Leave out any pictures and transcribe all other data below exactly.

START GIVEN INFORMATION

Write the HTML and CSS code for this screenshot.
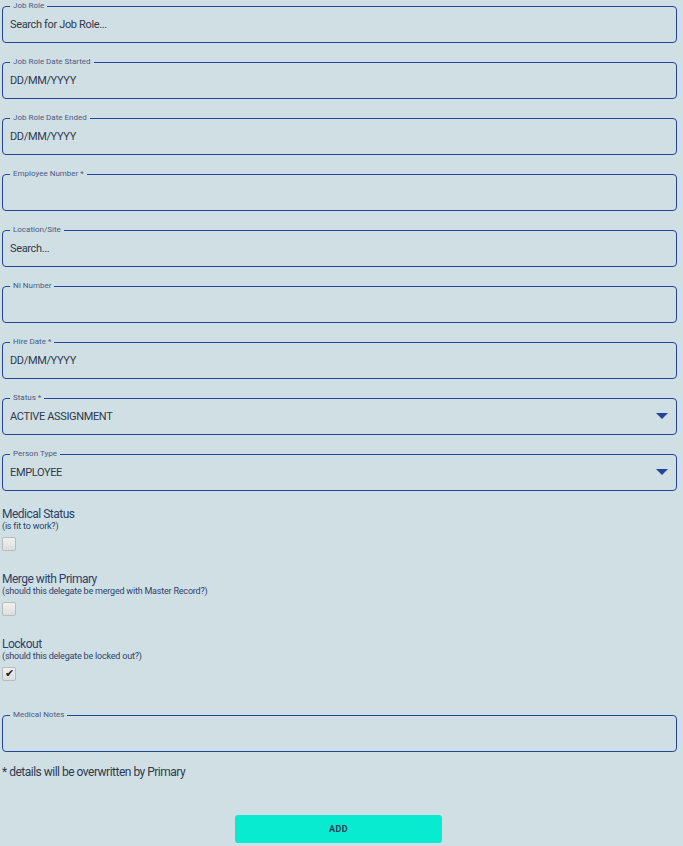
FILE: index.html
```html
<!DOCTYPE html>
<html>
<head>
	<title>Add Delegate</title>
	<link rel="stylesheet" href="styles.css">
</head>
<body>
<form class="delegate-form">
	<fieldset class="field">
		<legend>Job Role</legend>
		<div class="value placeholder">Search for Job Role...</div>
	</fieldset>
	<fieldset class="field">
		<legend>Job Role Date Started</legend>
		<div class="value placeholder">DD/MM/YYYY</div>
	</fieldset>
	<fieldset class="field">
		<legend>Job Role Date Ended</legend>
		<div class="value placeholder">DD/MM/YYYY</div>
	</fieldset>
	<fieldset class="field">
		<legend>Employee Number *</legend>
		<div class="value"></div>
	</fieldset>
	<fieldset class="field">
		<legend>Location/Site</legend>
		<div class="value placeholder">Search...</div>
	</fieldset>
	<fieldset class="field">
		<legend>NI Number</legend>
		<div class="value"></div>
	</fieldset>
	<fieldset class="field">
		<legend>Hire Date *</legend>
		<div class="value placeholder">DD/MM/YYYY</div>
	</fieldset>
	<fieldset class="field select">
		<legend>Status *</legend>
		<div class="value">ACTIVE ASSIGNMENT</div>
		<span class="caret"></span>
	</fieldset>
	<fieldset class="field select">
		<legend>Person Type</legend>
		<div class="value">EMPLOYEE</div>
		<span class="caret"></span>
	</fieldset>

	<div class="check">
		<div class="check-title">Medical Status</div>
		<div class="check-hint">(is fit to work?)</div>
		<span class="box"></span>
	</div>
	<div class="check">
		<div class="check-title">Merge with Primary</div>
		<div class="check-hint">(should this delegate be merged with Master Record?)</div>
		<span class="box"></span>
	</div>
	<div class="check">
		<div class="check-title">Lockout</div>
		<div class="check-hint">(should this delegate be locked out?)</div>
		<span class="box checked">&#10004;</span>
	</div>

	<fieldset class="field notes">
		<legend>Medical Notes</legend>
		<div class="value"></div>
	</fieldset>

	<p class="footnote">* details will be overwritten by Primary</p>

	<div class="actions">
		<button type="button" class="add-btn">ADD</button>
	</div>
</form>
</body>
</html>
```

FILE: styles.css
```css
body {
	margin: 0;
	background-color: #d0dfe3;
	font-family: Roboto, "Liberation Sans", sans-serif;
	color: #2f3a4f;
}

.delegate-form {
	padding: 1px 6px 0 2px;
}

.field {
	position: relative;
	margin: 0 0 14px 0;
	padding: 0 7px;
	height: 42px;
	border: solid 1px #24439a;
	border-radius: 4px;
	box-sizing: border-box;
}

.field legend {
	font-size: 8px;
	line-height: 10px;
	color: #4b5a86;
	padding: 0 3px;
	margin-left: 0;
}

.field .value {
	font-size: 11px;
	line-height: 14px;
	padding-top: 7px;
	letter-spacing: -0.35px;
	color: #2f3a4f;
}

.select .caret {
	position: absolute;
	right: 8px;
	top: 10px;
	width: 0;
	height: 0;
	border-left: 6px solid transparent;
	border-right: 6px solid transparent;
	border-top: 6px solid #24439a;
}

.check {
	padding-top: 2px;
	height: 63px;
}

.check-title {
	font-size: 12px;
	line-height: 14px;
	letter-spacing: -0.5px;
	color: #2c3f6e;
}

.check-hint {
	font-size: 9px;
	line-height: 11px;
	color: #2c3f6e;
	letter-spacing: -0.2px;
}

.box {
	display: block;
	margin-top: 5px;
	width: 12px;
	height: 12px;
	border: solid 1px #b9bcbf;
	border-radius: 2px;
	background: linear-gradient(#f1f1f1, #dcdddf);
	font-size: 11px;
	line-height: 12px;
	text-align: center;
	color: #222;
}

.notes {
	margin-top: 10px;
	margin-bottom: 0;
}

.footnote {
	margin: 13px 0 0 0;
	font-size: 12px;
	line-height: 14px;
	letter-spacing: -0.5px;
	color: #2f3a4f;
}

.actions {
	text-align: center;
	padding-top: 36px;
	padding-right: 2px;
}

.add-btn {
	width: 207px;
	height: 28px;
	border: none;
	border-radius: 3px;
	background-color: #08ebd0;
	color: #2f3a55;
	font-family: Roboto, sans-serif;
	font-weight: bold;
	font-size: 9px;
	letter-spacing: 0.5px;
}
```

END GIVEN INFORMATION

* ANSWER:
Write the HTML and CSS code for this screenshot.
FILE: index.html
```html
<!DOCTYPE html>
<html>
<head>
	<title>Add Delegate</title>
	<link rel="stylesheet" href="styles.css">
</head>
<body>
<form class="delegate-form">
	<fieldset class="field">
		<legend>Job Role</legend>
		<div class="value placeholder">Search for Job Role...</div>
	</fieldset>
	<fieldset class="field">
		<legend>Job Role Date Started</legend>
		<div class="value placeholder">DD/MM/YYYY</div>
	</fieldset>
	<fieldset class="field">
		<legend>Job Role Date Ended</legend>
		<div class="value placeholder">DD/MM/YYYY</div>
	</fieldset>
	<fieldset class="field">
		<legend>Employee Number *</legend>
		<div class="value"></div>
	</fieldset>
	<fieldset class="field">
		<legend>Location/Site</legend>
		<div class="value placeholder">Search...</div>
	</fieldset>
	<fieldset class="field">
		<legend>NI Number</legend>
		<div class="value"></div>
	</fieldset>
	<fieldset class="field">
		<legend>Hire Date *</legend>
		<div class="value placeholder">DD/MM/YYYY</div>
	</fieldset>
	<fieldset class="field select">
		<legend>Status *</legend>
		<div class="value">ACTIVE ASSIGNMENT</div>
		<span class="caret"></span>
	</fieldset>
	<fieldset class="field select">
		<legend>Person Type</legend>
		<div class="value">EMPLOYEE</div>
		<span class="caret"></span>
	</fieldset>

	<div class="check">
		<div class="check-title">Medical Status</div>
		<div class="check-hint">(is fit to work?)</div>
		<span class="box"></span>
	</div>
	<div class="check">
		<div class="check-title">Merge with Primary</div>
		<div class="check-hint">(should this delegate be merged with Master Record?)</div>
		<span class="box"></span>
	</div>
	<div class="check">
		<div class="check-title">Lockout</div>
		<div class="check-hint">(should this delegate be locked out?)</div>
		<span class="box checked">&#10004;</span>
	</div>

	<fieldset class="field notes">
		<legend>Medical Notes</legend>
		<div class="value"></div>
	</fieldset>

	<p class="footnote">* details will be overwritten by Primary</p>

	<div class="actions">
		<button type="button" class="add-btn">ADD</button>
	</div>
</form>
</body>
</html>
```

FILE: styles.css
```css
body {
	margin: 0;
	background-color: #d0dfe3;
	font-family: Roboto, "Liberation Sans", sans-serif;
	color: #2f3a4f;
}

.delegate-form {
	padding: 1px 6px 0 2px;
}

.field {
	position: relative;
	margin: 0 0 14px 0;
	padding: 0 7px;
	height: 42px;
	border: solid 1px #24439a;
	border-radius: 4px;
	box-sizing: border-box;
}

.field legend {
	font-size: 8px;
	line-height: 10px;
	color: #4b5a86;
	padding: 0 3px;
	margin-left: 0;
}

.field .value {
	font-size: 11px;
	line-height: 14px;
	padding-top: 7px;
	letter-spacing: -0.35px;
	color: #2f3a4f;
}

.select .caret {
	position: absolute;
	right: 8px;
	top: 10px;
	width: 0;
	height: 0;
	border-left: 6px solid transparent;
	border-right: 6px solid transparent;
	border-top: 6px solid #24439a;
}

.check {
	padding-top: 2px;
	height: 63px;
}

.check-title {
	font-size: 12px;
	line-height: 14px;
	letter-spacing: -0.5px;
	color: #2c3f6e;
}

.check-hint {
	font-size: 9px;
	line-height: 11px;
	color: #2c3f6e;
	letter-spacing: -0.2px;
}

.box {
	display: block;
	margin-top: 5px;
	width: 12px;
	height: 12px;
	border: solid 1px #b9bcbf;
	border-radius: 2px;
	background: linear-gradient(#f1f1f1, #dcdddf);
	font-size: 11px;
	line-height: 12px;
	text-align: center;
	color: #222;
}

.notes {
	margin-top: 10px;
	margin-bottom: 0;
}

.footnote {
	margin: 13px 0 0 0;
	font-size: 12px;
	line-height: 14px;
	letter-spacing: -0.5px;
	color: #2f3a4f;
}

.actions {
	text-align: center;
	padding-top: 36px;
	padding-right: 2px;
}

.add-btn {
	width: 207px;
	height: 28px;
	border: none;
	border-radius: 3px;
	background-color: #08ebd0;
	color: #2f3a55;
	font-family: Roboto, sans-serif;
	font-weight: bold;
	font-size: 9px;
	letter-spacing: 0.5px;
}
```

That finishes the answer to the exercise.